Sur la dette : En ces temps de dénonciation de la dette dite publique, dont l’origine se trouverait dans l’irresponsabilité de la gestion publique ou d’un statut (cheminot), il faut comprendre en quoi, dans notre Pays, la question de la dette est un enjeu de « lutte de classe » qui permet de masquer les tromperies du marché : « L’endettement de l’Etat était d’un intérêt direct pour la fraction de la bourgeoisie qui gouvernait et légiférait au moyen des Chambres. C’était précisément le déficit de l’Etat qui était l’objet même de ses spéculations et la source principale de son enrichissement. A la fin de chaque année, nouveau déficit. Au bout de quatre ou cinq ans, nouvel emprunt. Or, chaque nouvel emprunt fournissait à l’aristocratie une nouvelle occasion de rançonner l’Etat, qui, maintenu artificiellement au bord de la banqueroute, était obligé de traiter avec les banquiers dans les conditions les plus défavorables. Chaque nouvel emprunt était une nouvelle occasion de dévaliser le public, qui place ses capitaux en rentes sur l’Etat, au moyen d’opérations de Bourse, au secret desquelles gouvernement et majorité de la Chambre étaient initiés. (...) [7]

Que celui qui ne comprend toujours pas le rôle politique de la dette dans notre Pays m’écrive…

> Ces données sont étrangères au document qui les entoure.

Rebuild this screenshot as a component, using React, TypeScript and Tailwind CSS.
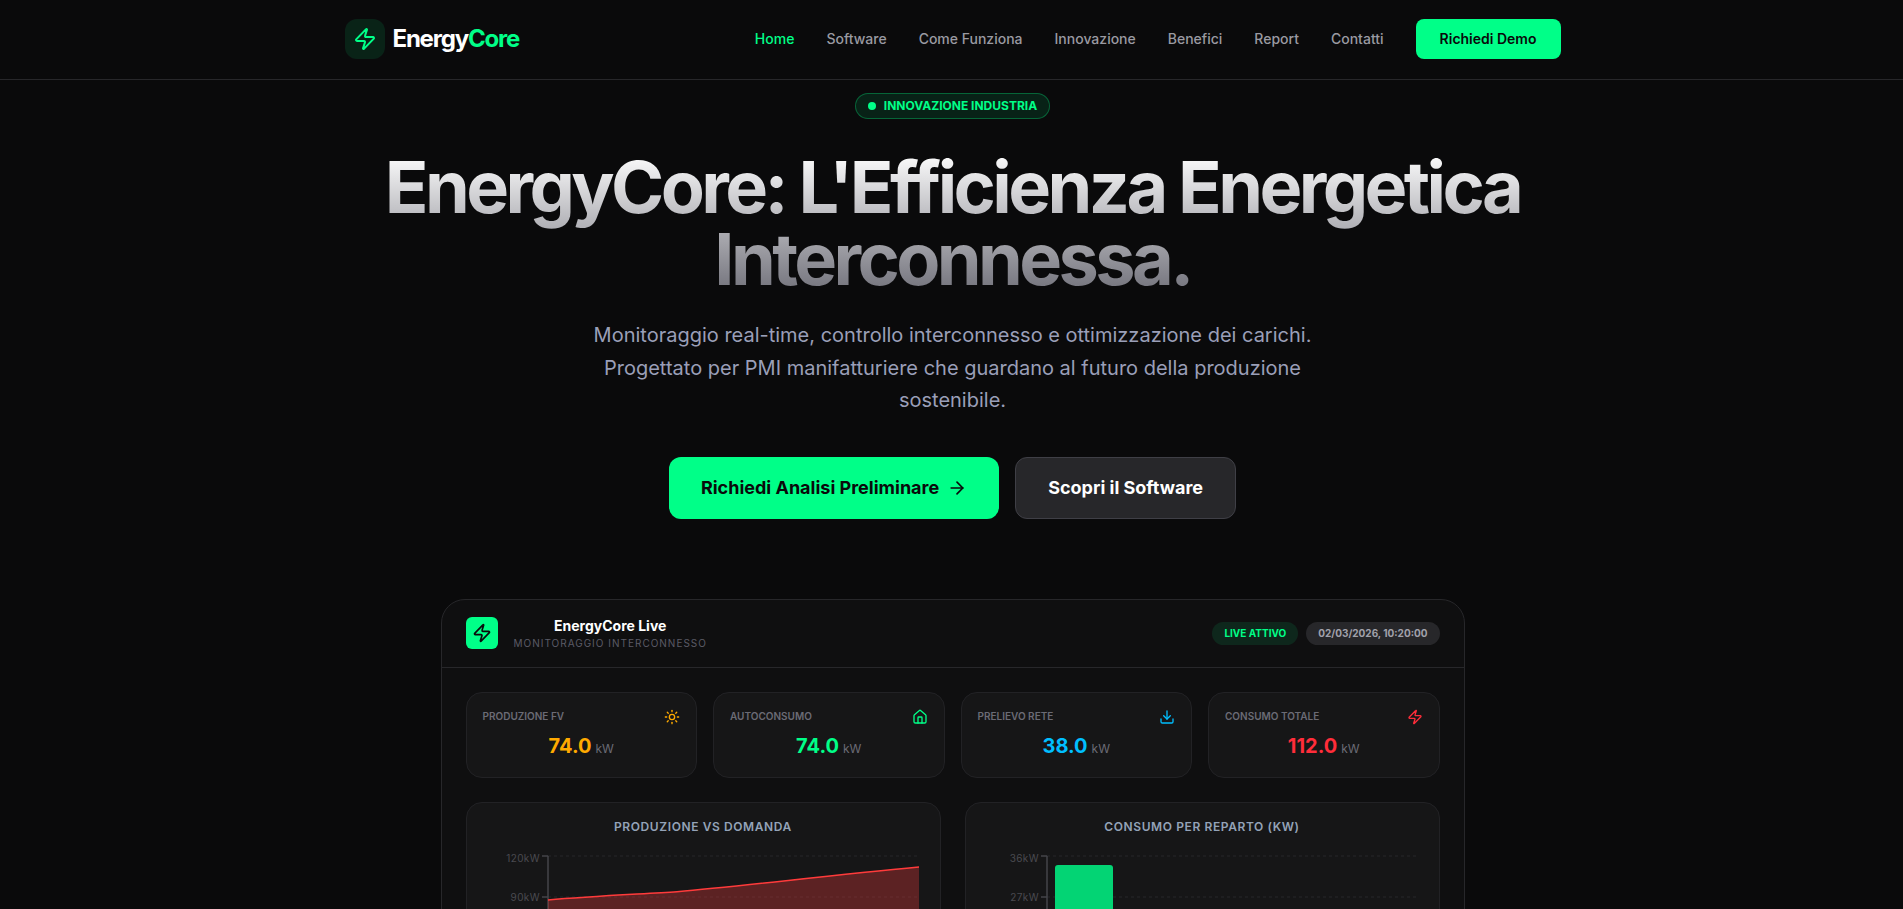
import React from 'react';
import { ArrowRight, Download, Home, Sun, Zap } from 'lucide-react';

const navItems = ['Software', 'Come Funziona', 'Innovazione', 'Benefici', 'Report', 'Contatti'];

const stats = [
  { label: 'PRODUZIONE FV', value: '74.0', color: 'text-[#ffaa00]', Icon: Sun },
  { label: 'AUTOCONSUMO', value: '74.0', color: 'text-[#00ff88]', Icon: Home },
  { label: 'PRELIEVO RETE', value: '38.0', color: 'text-[#00bfff]', Icon: Download },
  { label: 'CONSUMO TOTALE', value: '112.0', color: 'text-[#ff2d3a]', Icon: Zap },
];

function AreaChart() {
  return (
    <svg width="442" height="70" className="block">
      <line x1="65" y1="10" x2="435" y2="10" stroke="#27272a" strokeDasharray="3 3" />
      <line x1="65" y1="51" x2="435" y2="51" stroke="#27272a" strokeDasharray="3 3" />
      <path d="M65 10H59M65 51H59M65 10V70" stroke="#44444a" strokeWidth="1.5" fill="none" />
      <path d="M65 54 C 110 50, 160 48, 194 45.7 C 260 40, 340 30, 436 21 V70 H65 Z" fill="#ff4040" fillOpacity="0.3" />
      <path d="M65 54 C 110 50, 160 48, 194 45.7 C 260 40, 340 30, 436 21" stroke="#ff3b3b" strokeWidth="1.5" fill="none" />
      <text x="57" y="16" textAnchor="end" fontSize="10" letterSpacing="0.4" fill="#4a4a50">120kW</text>
      <text x="57" y="55" textAnchor="end" fontSize="10" letterSpacing="0.4" fill="#4a4a50">90kW</text>
    </svg>
  );
}

function BarChart() {
  return (
    <svg width="442" height="70" className="block">
      <line x1="65" y1="10" x2="434" y2="10" stroke="#27272a" strokeDasharray="3 3" />
      <line x1="65" y1="51" x2="434" y2="51" stroke="#27272a" strokeDasharray="3 3" />
      <path d="M65 10H59M65 51H59M65 10V70" stroke="#44444a" strokeWidth="1.5" fill="none" />
      <path d="M73 22a3 3 0 0 1 3 -3H128a3 3 0 0 1 3 3V70H73Z" fill="#03d474" />
      <text x="57" y="16" textAnchor="end" fontSize="10" letterSpacing="0.4" fill="#4a4a50">36kW</text>
      <text x="57" y="55" textAnchor="end" fontSize="10" letterSpacing="0.4" fill="#4a4a50">27kW</text>
    </svg>
  );
}

export default function App() {
  return (
    <div className="h-screen overflow-hidden bg-[#0a0a0b] text-white font-['Inter',sans-serif]">
      <nav className="h-20 pb-[1px] border-b border-[#27272a]">
        <div className="mx-auto max-w-[1216px] h-full flex items-center justify-between translate-x-[1px]">
          <div className="flex items-center gap-2">
            <div className="w-10 h-10 rounded-xl bg-[#00ff88]/10 flex items-center justify-center">
              <Zap className="w-6 h-6 text-[#00ff88]" />
            </div>
            <span className="text-2xl font-bold tracking-tighter">Energy<span className="text-[#00ff88]">Core</span></span>
          </div>
          <div className="flex items-center gap-8">
            <a className="text-sm font-medium text-[#00ff88]">Home</a>
            {navItems.map(n => (
              <a key={n} className="text-sm font-medium text-[#9a9aa2]">{n}</a>
            ))}
            <button className="h-10 px-6 rounded-lg bg-[#00ff88] text-[#0a0a0b] text-sm font-semibold">Richiedi Demo</button>
          </div>
        </div>
      </nav>

      <section className="flex flex-col items-center translate-x-[1px]">
        <div className="mt-[13px] h-[26px] px-3 flex items-center gap-2 rounded-full bg-[#00ff88]/10 border border-[#00ff88]/30">
          <span className="w-2 h-2 rounded-full bg-[#00ff88]"></span>
          <span className="text-xs font-bold text-[#00ff88]">INNOVAZIONE INDUSTRIA</span>
        </div>
        <h1 className="mt-8 text-center text-[72px] leading-[72px] font-bold tracking-tighter bg-clip-text text-transparent bg-gradient-to-b from-white to-[#71717a] max-w-[1216px]">
          EnergyCore: L'Efficienza Energetica<br />Interconnessa.
        </h1>
        <p className="mt-6 max-w-3xl text-center text-xl leading-[32.5px] text-[#9a9fb8]">
          Monitoraggio real-time, controllo interconnesso e ottimizzazione dei carichi. Progettato per PMI manifatturiere che guardano al futuro della produzione sostenibile.
        </p>
        <div className="mt-10 flex gap-4">
          <button className="h-[62px] px-8 rounded-xl bg-[#00ff88] text-[#0a0a0b] text-lg font-bold flex items-center gap-2">
            Richiedi Analisi Preliminare <ArrowRight className="w-5 h-5" />
          </button>
          <button className="h-[62px] px-8 rounded-xl bg-[#27272a] border border-[#3f3f46] text-lg font-bold text-white">
            Scopri il Software
          </button>
        </div>

        <div className="mt-20 w-[1024px] rounded-3xl border border-[#27272a] bg-[#0f0f10]">
          <div className="h-[68px] px-6 flex items-center justify-between border-b border-[#27272a]">
            <div className="flex items-center gap-4">
              <div className="w-8 h-8 rounded-md bg-[#00ff88] flex items-center justify-center">
                <Zap className="w-5 h-5 text-[#0a0a0b]" />
              </div>
              <div className="flex flex-col items-center">
                <span className="text-sm font-bold leading-5">EnergyCore Live</span>
                <span className="text-[10px] leading-[15px] tracking-[0.1em] text-[#5b5b66]">MONITORAGGIO INTERCONNESSO</span>
              </div>
            </div>
            <div className="flex items-center gap-2">
              <span className="h-[23px] px-3 flex items-center rounded-full bg-[#00ff88]/10 text-[10px] font-bold text-[#00ff88]">LIVE ATTIVO</span>
              <span className="h-[23px] px-3 flex items-center rounded-full bg-[#27272a] text-[10px] font-bold text-[#a1a1aa]">02/03/2026, 10:20:00</span>
            </div>
          </div>
          <div className="p-6">
            <div className="grid grid-cols-4 gap-4">
              {stats.map(({ label, value, color, Icon }) => (
                <div key={label} className="h-[86px] p-4 rounded-2xl bg-[#161617] border border-[#222225]">
                  <div className="flex items-center justify-between">
                    <span className="text-[10px] font-semibold text-[#6b6b75]">{label}</span>
                    <Icon className={`w-4 h-4 ${color}`} />
                  </div>
                  <div className="mt-[7px] text-center">
                    <span className={`text-xl font-bold ${color}`}>{value}</span>
                    <span className="ml-1 text-xs text-[#6b6b75]">kW</span>
                  </div>
                </div>
              ))}
            </div>
            <div className="mt-6 grid grid-cols-2 gap-6">
              <div className="rounded-2xl bg-[#161617] border border-[#222225] h-[300px] px-4 pt-4">
                <div className="text-center text-xs font-semibold tracking-[0.05em] text-[#94a3b8]">PRODUZIONE VS DOMANDA</div>
                <div className="mt-[11px]"><AreaChart /></div>
              </div>
              <div className="rounded-2xl bg-[#161617] border border-[#222225] h-[300px] px-4 pt-4">
                <div className="text-center text-xs font-semibold tracking-[0.05em] text-[#94a3b8]">CONSUMO PER REPARTO (KW)</div>
                <div className="mt-[11px]"><BarChart /></div>
              </div>
            </div>
          </div>
        </div>
      </section>
    </div>
  );
}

Sur le travail : Karl Marx fut sans doute avec Engels, le premier « sociologue du travail » [8]. Il n’a pu de fait comprendre le Capital, comme rapport social dominant, qu’en étudiant attentivement le travail. Il en découle une approche sociale aiguisée : « Le travail est humain. Il l’est par définition, et l’activité de l’animal ne peut être appelée un ’travail’ : ’Le travail est de prime abord un acte qui se passe entre l’homme et la nature. L’homme y joue lui-même vis-à-vis de la nature le rôle d’une puissance naturelle. Les forces dont son corps est doué, bras et jambes, tête et mains, il les met en mouvement, afin de s’assimiler des matières en leur donnant une forme utile à sa vie. En même temps qu’il agit par ce mouvement sur la nature extérieure et la modifie, il modifie sa propre nature, et développe les facultés qui y sommeillent. Nous ne nous arrêterons pas à cet état primordial du travail où il n’a pas encore dépouillé son mode purement instinctif. Notre point de départ c’est le travail sous une forme qui appartient exclusivement à l’homme. Une araignée fait des opérations qui ressemblent à celles du tisserand, et l’abeille confond par la structure de ses cellules de cire l’habileté de plus d’un architecte [9].

Il appréhende le travail non comme la production de la main mais d’abord celle du cerveau et pourtant l’ère de la révolution dite numérique, qui fait de plus en plus appel au cerveau, est celle de notre temps : «  Mais ce qui distingue dès l’abord le plus mauvais architecte de l’abeille la plus experte, c’est qu’il a construit la cellule dans sa tête avant de la construire dans la ruche. Le résultat auquel le travail aboutit, préexiste idéalement dans l’imagination du travailleur. Ce n’est pas qu’il opère seulement un changement de forme dans les matières naturelles ; il y réalise du même coup son propre but dont il a conscience, qui détermine comme loi son mode d’action, et auquel il doit subordonner sa volonté’. [10] Qui peut prétendre à plus grande modernité dans l’appréhension du travail ?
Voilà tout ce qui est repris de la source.